Try this one on for size.
Let’s say for instance, you are meeting a new client and they join your video meeting. To your shock, once they join, their virtual background is of a nightclub dancefloor and they have a filter on which gives them cat features. Whiskers, ears, the lot.
What assumptions could you immediately make about this person at that moment?
You may think that they are an expressive, who is just showing off their fun-loving side to you?
However, it also could be that they have a child who used their account before them with their friends and decided to become a feline. Whilst this is still your first impression of this person you are meeting; it may tell you more about other aspects of them rather than their social style.
Immediately trusting this as information about their style could mean that you approach your conversation in a way that is not as effective as it would be for their actual social style.
Of course, you can still misjudge something in person, however the signs of their true style is likely to shine through much clearer than virtually, making it quicker to amend an inaccurate assessment.
Another style trap virtual meetings can catch us in is the other person’s environment.
Like an episode of ‘Through the Keyhole’, video calls have given us a glimpse into people’s households… the hub of their private lives.
If you are not a virtual background user, what you present behind you during a call could again present itself as another potential clue towards the type of person you are.
Let’s play this game again…
Your client has joined a video call and behind them, you cannot help but notice the messy unmade bed with worn clothes strewn from pillow to bedpost. It makes you wonder about what else exists beyond this snapshot in the background, and also, why this person chose to sit Infront of a laundry apocalypse for your meeting.
What could be an assumption you make about this person’s style?
It could be assumed that the messy unmade bed may not be the background of choice for a person with an analytical social style, who is renown to strive for perfection.
This again in terms of data for us to judge social styles is not the most reliable.
By using these visuals as information, we again risk basing our judgement on something that actually has nothing to do with the person themselves. They may live with people who that background reflects more than themselves. Additionally, we see a tiny amount of a very big space, so forming judgements off this person’s backdrop may not get you the most accurate of answers on their social preference.
These are just a couple of examples of judgements that we need to be wary of when trying to calculate someone’s style virtually. We have to remember that this isn’t us seeing it for ourselves in person, and that there are many more factors involved here which could complicate how you determine a social style.
So, what can we do to make this simpler?
Whilst visual clues may be a sign of a social style, I would suggest not committing solidly to your initial judgements virtually as you might in person, and wait for further audible confirmation.
– How the topic of conversation evolves. How often they stick to the topic at hand.
– The energy they speak with, including pace and tone.
– Are they using words that express emotion or logic. (Think vs feel)

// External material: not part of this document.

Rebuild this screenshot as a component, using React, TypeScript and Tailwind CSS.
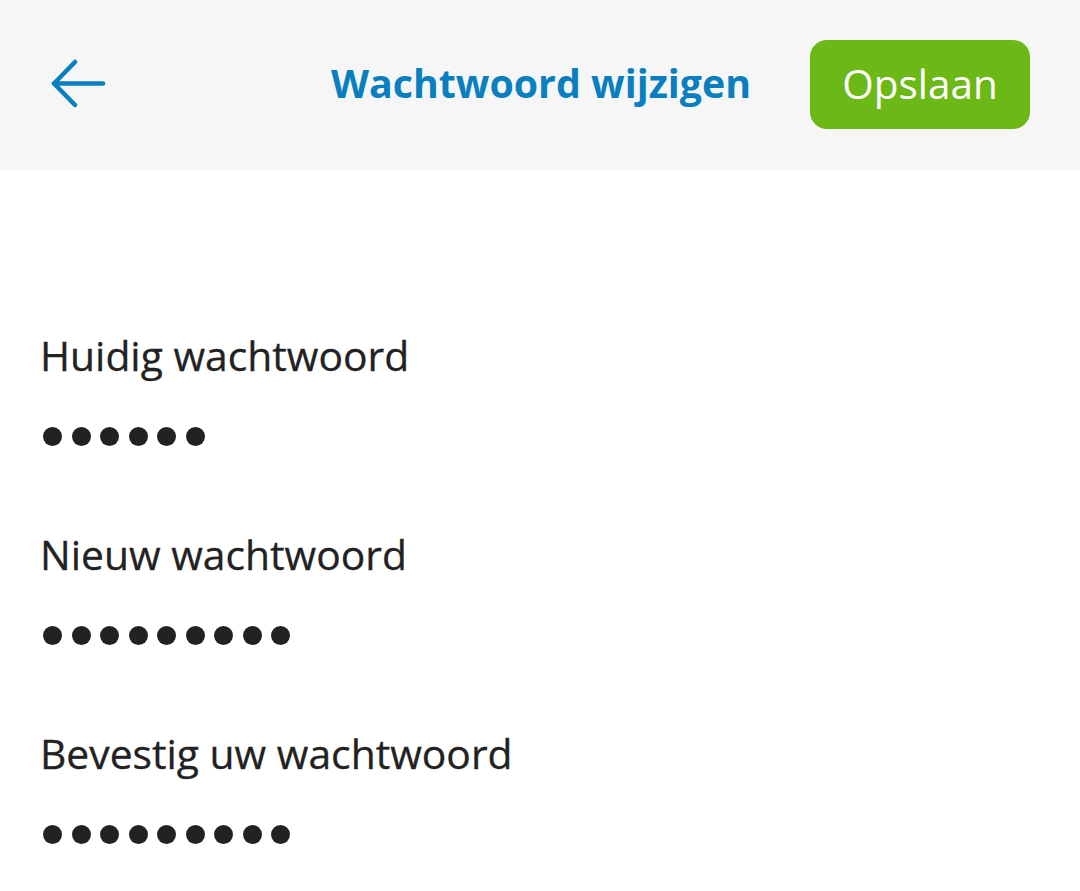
import React from 'react';

const fields = [
  { label: 'Huidig wachtwoord', length: 6 },
  { label: 'Nieuw wachtwoord', length: 9 },
  { label: 'Bevestig uw wachtwoord', length: 9 },
];

// Masked value, one dot per character
const Dots = ({ count }: { count: number }) => (
  <div className="flex items-center gap-[9.5px] pl-[43px]">
    {Array.from({ length: count }).map((_, i) => (
      <span key={i} className="block h-[19px] w-[19px] rounded-full bg-[#222222]" />
    ))}
  </div>
);

export default function App() {
  return (
    <div className="min-h-screen bg-white" style={{ fontFamily: '"Open Sans", sans-serif' }}>
      {/* top bar */}
      <div className="flex h-[170px] items-center bg-[#f6f6f6] pb-[2px] pr-[50px]">
        <button className="ml-[50px] flex h-[50px] w-[58px] items-center justify-center">
          <svg width="58" height="50" viewBox="0 0 58 50" fill="none" stroke="#0a7fc0" strokeWidth="4.5" strokeLinecap="round" strokeLinejoin="round">
            <path d="M53 24.5H4" />
            <path d="M25 3L4 24.5L25 46" />
          </svg>
        </button>
        <div className="relative ml-[223px] flex-1">
          <h1 className="whitespace-nowrap text-[39.3px] font-bold leading-none text-[#0a7fc0]">Wachtwoord wijzigen</h1>
        </div>
        <button className="flex h-[89px] w-[220px] items-center justify-center rounded-[17px] bg-[#6cb817] text-[40.5px] text-white">
          Opslaan
        </button>
      </div>

      {/* form */}
      <div className="pt-[150px]">
        {fields.map((f) => (
          <div key={f.label} className="h-[199px]">
            <div className="pl-[40px] text-[40.8px] leading-[70px] text-[#222222] [-webkit-text-stroke:0.3px_#222222]">{f.label}</div>
            <div className="pt-[37px]">
              <Dots count={f.length} />
            </div>
          </div>
        ))}
      </div>
    </div>
  );
}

This will either confirm your initial judgements were correct about the person’s style, or it will save you from heading tunnel-visioned into a conversation based on new misleading visual information, and not building the type of relationship you desire or not achieving your outcomes for that discussion.
It may feel unnatural to not place as much trust in your initial observations, however by waiting for information which is more trustworthy when communicating virtually, you are giving yourself a much better chance to make a greater amount of valuable connections.